The Middle East Quartet of peacemakers on Wednesday joined calls for a quick start to the rebuilding of war-ravaged Gaza before the current truce with Israel ends in renewed violence. "The precarious situation in Gaza and southern Israel, the danger that violence could flare up again at any point, are precisely the reason to move as quickly as possible on the short-term and long-term recovery efforts," Quartet envoy Tony Blair wrote in remarks published by his office ahead of a meeting on international aid to the Palestinians.
Blair said that aid to the coastal strip should go beyond just repairing the devastation wrought by Israel's 50-day offensive against rocket fire from Palestinian militants. "This is not about putting the pieces back together in Gaza," he wrote in the introduction to a report he is to present in New York on Monday to a session of the Ad Hoc Liaison Committee (AHLC), which co-ordinates international donor support for he Palestinians "This is about making substantive, lasting change, uniting Gaza and the West Bank and opening Gaza back up to the world," he wrote.

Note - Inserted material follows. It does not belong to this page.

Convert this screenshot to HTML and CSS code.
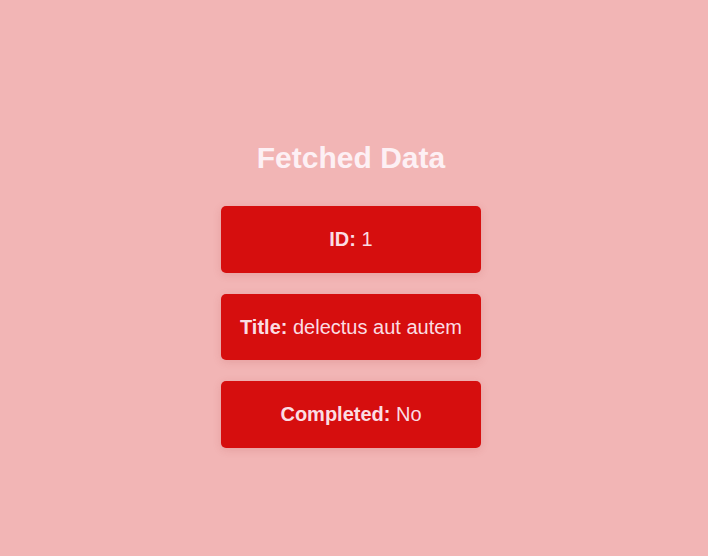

Blair's report calls for the West Bank-based Palestinian Authority of president Mahmud Abbas to take a leading role in Gaza's reconstruction, with the "comprehensive" support of the international community. He welcomed Tuesday's announcement that Israel and the Palestinians had accepted a UN-brokered deal on delivering construction materials to Gaza that would ensure they would not be diverted by Hamas militants.

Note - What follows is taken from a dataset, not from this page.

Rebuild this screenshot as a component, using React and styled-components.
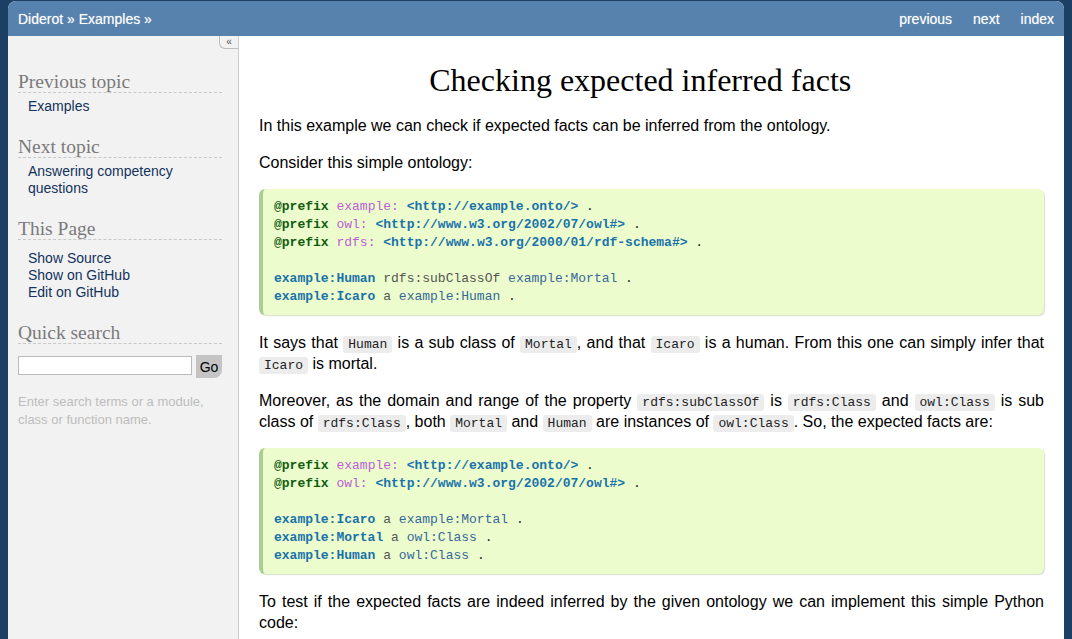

The July-August Israeli operation in Gaza killed at least 2,100 Palestinians, and the UN said it made some 100,000 people homeless in the long term. On the Israeli side, 73 people died. The cost for full reconstruction of homes and infrastructure destroyed during the war is estimated at $7.8 billion (6.0 billion euros) by the Ramallah-based Palestinian Economic Council for Development and Reconstruction.